Jeffrey Goldberg is blown away by Israel's strange and inconclusive election results:

Jeffrey Goldberg is blown away by Israel’s strange and inconclusive election results:

The stunner, for me at least: The Labor Party is dead. More than that, the peace camp is dead, or comatose, at least. According to exit poll numbers I heard, Haifa and Tel Aviv went for Livni (who is no leftist, except in comparison to Netanyahu and Lieberman); the south went for the hard right. The rockets voted, in other words.

The RAND Corporation’s Claude Berrebi, who I spoke with for a piece on October surprises before the U.S. presidential election, has quantitatively demonstrated this effect by showing that a terrorist attack within the past three months in a given area of Israel has historically resulted in an average 1.35 percentage point increase in the level of support for right-wing parties. As this election shows, 1.35 percent is nothing to sneeze at in an Israel eleciton.

Berrebi also argues that terrorists know exactly what effect this has on the electorate:

“Our past research has shown that the behavior of terrorists is highly rational, even more so sometimes than leaders in the West,” he says.

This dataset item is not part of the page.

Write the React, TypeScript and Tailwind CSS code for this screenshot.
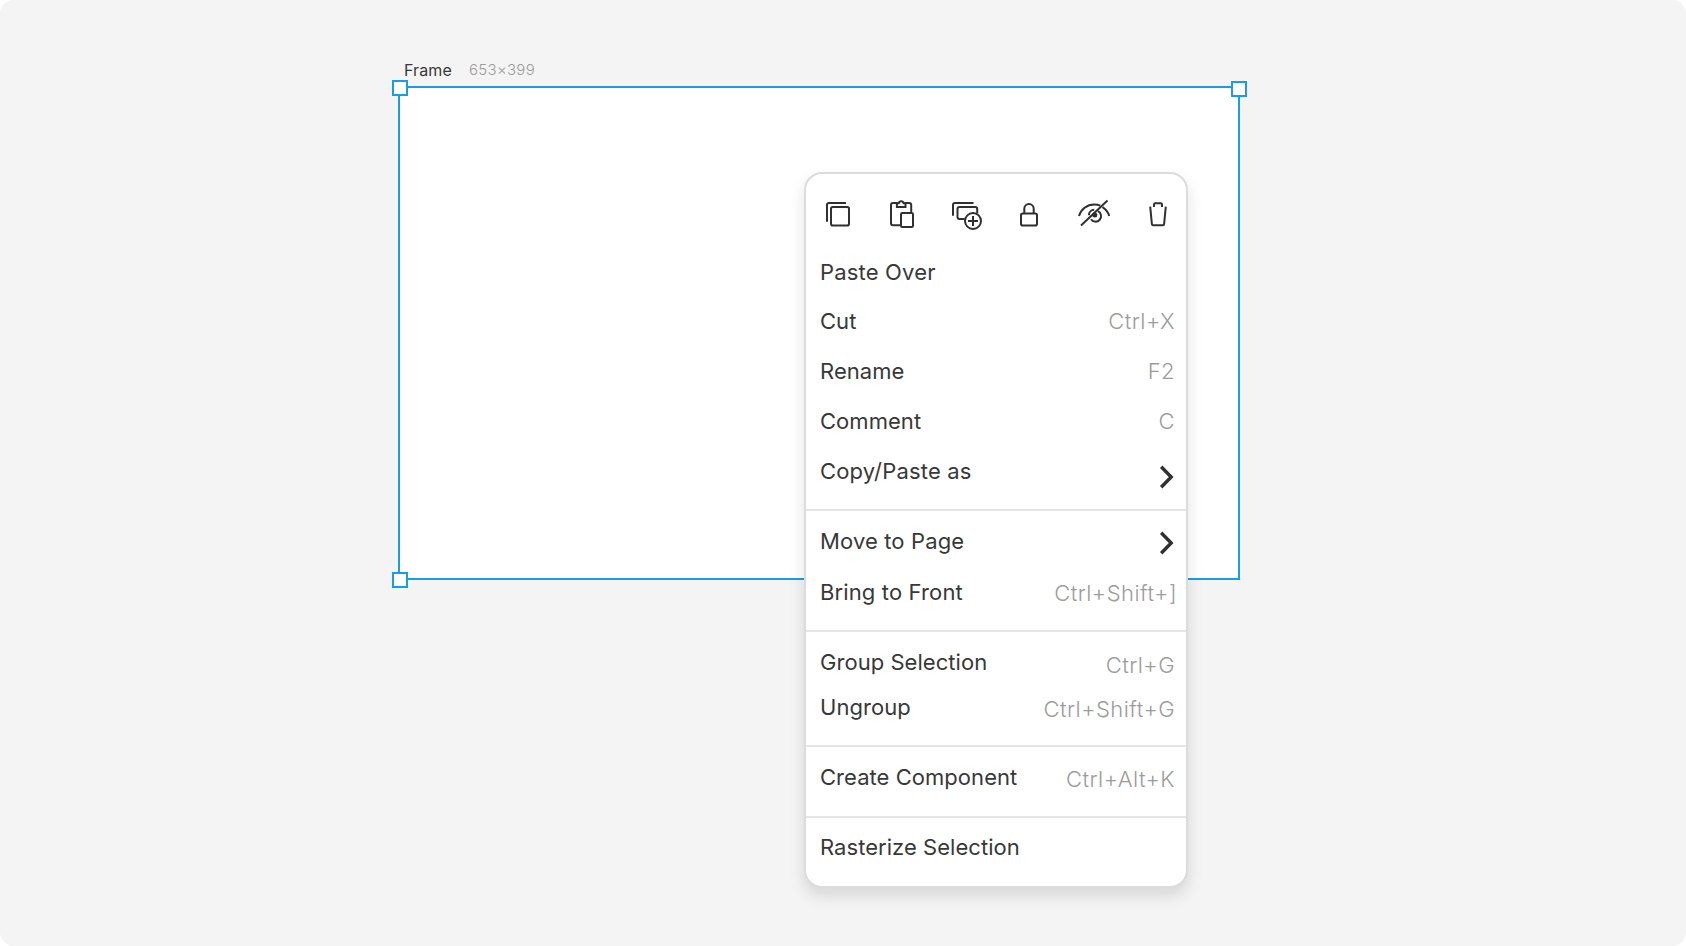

Rather than behaving irrationally, more likely they are either trying to perpetuate a cycle of tit-for-tat violence with an overly aggressive government that will end in Israel’s destruction, or—the explanation Berrebi prefers—they hope terrorist attacks will cause the entire political spectrum, including the right, to move in the long run toward a more moderate stance. The more accommodating policies adopted in recent years by one-time hard-liners such as Ariel Sharon and Ehud Olmert may be evidence of this shift.

Tzipi Livni probably also belongs on that list. And as Nigel Ashton argues, Benjamin Netanyahu may yet surprise everyone by moving toward a more accommodating position. Somehow I don’t think Avigdor Lieberman is moving anywhere, though.